Given information -
__________________________________________________

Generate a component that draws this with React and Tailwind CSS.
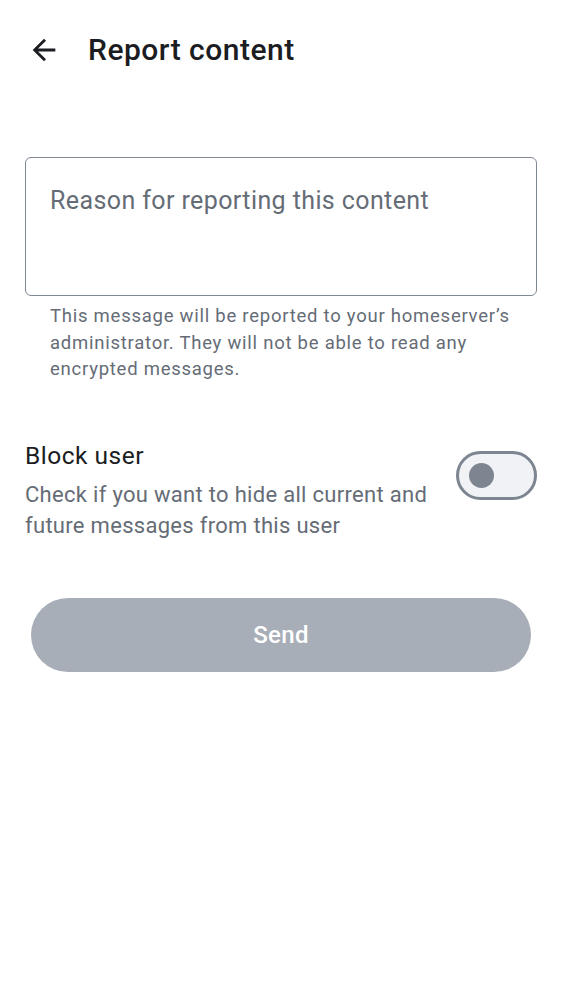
import { useState } from 'react';

function BackArrow() {
  return (
    <svg viewBox="0 0 24 24" className="w-[34px] h-[34px] fill-[#1b1d22]">
      <path d="M20 11H7.83l5.59-5.59L12 4l-8 8 8 8 1.41-1.41L7.83 13H20v-2z" />
    </svg>
  );
}

function Toggle({ on, onChange }) {
  return (
    <button
      onClick={() => onChange(!on)}
      className="w-[81px] h-[49px] shrink-0 rounded-full border-[3px] border-[#7d8591] bg-[#f0f2f5] flex items-center pl-[10px]"
    >
      <span className="block w-[25px] h-[25px] rounded-full bg-[#7d8591]" />
    </button>
  );
}

export default function App() {
  const [blockUser, setBlockUser] = useState(false);
  const [reason, setReason] = useState('');

  return (
    <div className="min-h-[1000px] bg-white font-['Roboto',sans-serif]">
      <header className="h-[99px] flex items-center pl-[27px]">
        <BackArrow />
        <h1 className="ml-[27px] text-[30px] font-medium text-[#1b1d22] tracking-[0.5px]">Report content</h1>
      </header>

      <div className="px-[25px] pt-[58px]">
        <textarea
          value={reason}
          onChange={(e) => setReason(e.target.value)}
          placeholder="Reason for reporting this content"
          className="block w-full h-[139px] resize-none rounded-[6px] border-[1.5px] border-[#7f8791] px-[24px] pt-[27px] text-[25px] leading-[32px] tracking-[0.4px] text-[#1b1d22] placeholder:text-[#656c76] outline-none"
        />
        <p className="mt-[7px] pl-[25px] pr-[8px] text-[18.5px] leading-[26.5px] tracking-[0.75px] text-[#656c76]">
          This message will be reported to your homeserver’s administrator. They will not be able to read any encrypted messages.
        </p>

        <div className="mt-[57px] flex items-start gap-[20px]">
          <div className="flex-1">
            <div className="text-[24.5px] leading-[31px] tracking-[0.5px] text-[#1b1d22]">Block user</div>
            <div className="mt-[8px] text-[22px] leading-[31px] tracking-[0.3px] text-[#656c76]">
              Check if you want to hide all current and future messages from this user
            </div>
          </div>
          <div className="pt-[11px]">
            <Toggle on={blockUser} onChange={setBlockUser} />
          </div>
        </div>

        <div className="mt-[57px] px-[6px]">
          <button className="w-full h-[74px] rounded-full bg-[#a8aeb7] text-white text-[24px] font-medium tracking-[0.3px]">
            Send
          </button>
        </div>
      </div>
    </div>
  );
}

__________________________________________________

What you will do -
Copy out each line word for word, please, skipping the images.

Problem solution -
Generate a component that draws this with React and Tailwind CSS.
import { useState } from 'react';

function BackArrow() {
  return (
    <svg viewBox="0 0 24 24" className="w-[34px] h-[34px] fill-[#1b1d22]">
      <path d="M20 11H7.83l5.59-5.59L12 4l-8 8 8 8 1.41-1.41L7.83 13H20v-2z" />
    </svg>
  );
}

function Toggle({ on, onChange }) {
  return (
    <button
      onClick={() => onChange(!on)}
      className="w-[81px] h-[49px] shrink-0 rounded-full border-[3px] border-[#7d8591] bg-[#f0f2f5] flex items-center pl-[10px]"
    >
      <span className="block w-[25px] h-[25px] rounded-full bg-[#7d8591]" />
    </button>
  );
}

export default function App() {
  const [blockUser, setBlockUser] = useState(false);
  const [reason, setReason] = useState('');

  return (
    <div className="min-h-[1000px] bg-white font-['Roboto',sans-serif]">
      <header className="h-[99px] flex items-center pl-[27px]">
        <BackArrow />
        <h1 className="ml-[27px] text-[30px] font-medium text-[#1b1d22] tracking-[0.5px]">Report content</h1>
      </header>

      <div className="px-[25px] pt-[58px]">
        <textarea
          value={reason}
          onChange={(e) => setReason(e.target.value)}
          placeholder="Reason for reporting this content"
          className="block w-full h-[139px] resize-none rounded-[6px] border-[1.5px] border-[#7f8791] px-[24px] pt-[27px] text-[25px] leading-[32px] tracking-[0.4px] text-[#1b1d22] placeholder:text-[#656c76] outline-none"
        />
        <p className="mt-[7px] pl-[25px] pr-[8px] text-[18.5px] leading-[26.5px] tracking-[0.75px] text-[#656c76]">
          This message will be reported to your homeserver’s administrator. They will not be able to read any encrypted messages.
        </p>

        <div className="mt-[57px] flex items-start gap-[20px]">
          <div className="flex-1">
            <div className="text-[24.5px] leading-[31px] tracking-[0.5px] text-[#1b1d22]">Block user</div>
            <div className="mt-[8px] text-[22px] leading-[31px] tracking-[0.3px] text-[#656c76]">
              Check if you want to hide all current and future messages from this user
            </div>
          </div>
          <div className="pt-[11px]">
            <Toggle on={blockUser} onChange={setBlockUser} />
          </div>
        </div>

        <div className="mt-[57px] px-[6px]">
          <button className="w-full h-[74px] rounded-full bg-[#a8aeb7] text-white text-[24px] font-medium tracking-[0.3px]">
            Send
          </button>
        </div>
      </div>
    </div>
  );
}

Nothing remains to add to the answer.